One problem in fracturing operations is that the polymers often degrade before the operation is completed, as a result of thermal, oxidative/free radical, or acid hydrolysis reactions. This degradation causes the viscosity of the fracturing fluid to decrease correspondingly. Reduction in viscosity can reduce the fluid's effectiveness in creating fractures and delivering proppant to the desired sites. Two approaches have been used in an attempt to maintain the desired minimum viscosity in the fracturing fluid during the fracturing operation. One is to increase the initial loading of the polymer in the fluid, thus increasing the fluid's initial viscosity. However, this approach increases the energy required to pump the fluid into and through the wellbore. This and the cost of the additional polymer increases the overall cost of the fracturing operation, and also can lower well performance due to reduced conductivity in the proppant pack.
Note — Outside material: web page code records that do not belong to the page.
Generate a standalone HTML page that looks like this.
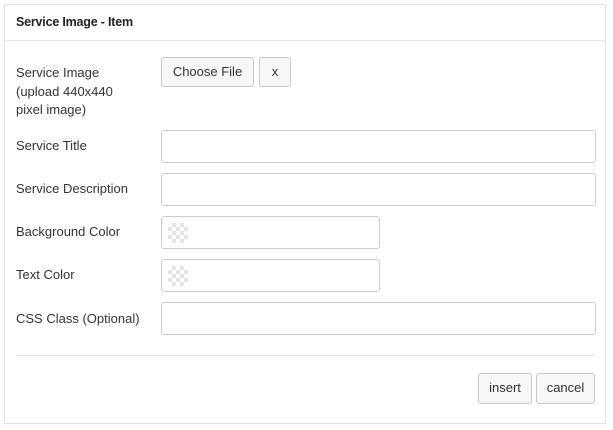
<!DOCTYPE html>
<html><head><style>
body{margin:0;background:#fff;font-family:"Liberation Sans",sans-serif;font-size:13px;color:#333;width:613px;height:430px;position:relative;overflow:hidden}
.box{position:absolute;left:4px;top:4px;width:602px;height:420px;border:1px solid #e2e2e2;box-sizing:border-box}
.hd{position:absolute;left:4px;top:40px;width:602px;border-top:1px solid #e6e6e6}
.t{position:absolute;left:16px;top:15px;font-size:12.5px;color:#222;font-weight:bold;letter-spacing:-0.2px}
.l{position:absolute;left:16px;line-height:18.5px}
.in{position:absolute;border:1px solid #ccc;border-radius:3px;box-sizing:border-box;background:#fff}
.btn{position:absolute;border:1px solid #c8c8c8;border-radius:3px;box-sizing:border-box;background:#f7f7f7;text-align:center;color:#333;line-height:28px}
.chk{position:absolute;left:6px;top:6px;width:20px;height:20px;
background-image:linear-gradient(45deg,#ddd 25%,transparent 25%,transparent 75%,#ddd 75%),linear-gradient(45deg,#ddd 25%,transparent 25%,transparent 75%,#ddd 75%);background-size:8px 8px;background-position:0 0,4px 4px;opacity:.8}
</style></head><body>
<div class="box"></div>
<div class="t">Service Image - Item</div>
<div class="hd"></div>
<div class="l" style="top:64px">Service Image<br>(upload 440x440<br>pixel image)</div>
<div class="btn" style="left:161px;top:57px;width:93px;height:30px">Choose File</div>
<div class="btn" style="left:259px;top:57px;width:32px;height:30px">x</div>
<div class="l" style="top:137px">Service Title</div>
<div class="in" style="left:161px;top:130px;width:435px;height:33px"></div>
<div class="l" style="top:180px">Service Description</div>
<div class="in" style="left:161px;top:173px;width:435px;height:33px"></div>
<div class="l" style="top:223px">Background Color</div>
<div class="in" style="left:161px;top:216px;width:219px;height:33px"><div class="chk"></div></div>
<div class="l" style="top:266px">Text Color</div>
<div class="in" style="left:161px;top:259px;width:219px;height:33px"><div class="chk"></div></div>
<div class="l" style="top:310px">CSS Class (Optional)</div>
<div class="in" style="left:161px;top:302px;width:435px;height:33px"></div>
<div style="position:absolute;left:16px;top:355px;width:579px;border-top:1px solid #e2e2e2"></div>
<div class="btn" style="left:478px;top:373px;width:54px;height:31px">insert</div>
<div class="btn" style="left:536px;top:373px;width:59px;height:31px">cancel</div>
</body></html>
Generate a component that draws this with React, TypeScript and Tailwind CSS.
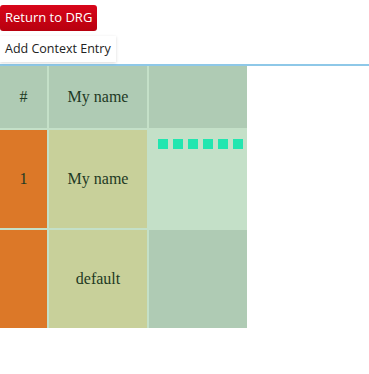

A second approach is to include a stabilizer in the fracturing fluid, to minimize polymer degradation. Commonly used stabilizers include methanol and sodium thiosulfate (Na.sub.2 S.sub.2 O.sub.3). Although the mechanism of action of these stabilizers is not fully understood, it is believed that they act as oxygen scavengers, and thus prevent polymer degradation that would otherwise be caused by oxygen dissolved in the fracturing fluid. However, methanol is flammable and therefore is generally avoided. A substantial quantity of sodium thiosulfate is required when it is used as a stabilizer. Neither of these two compounds is sufficiently effective as a stabilizer.
The problem of polymer degradation is becoming even more important recently because of the increasing incidence of very deep, hot (e.g., temperature &gt;250.degree. F.) wells. Therefore, there is a need for improved fracturing fluids that are suitable for use at high temperatures.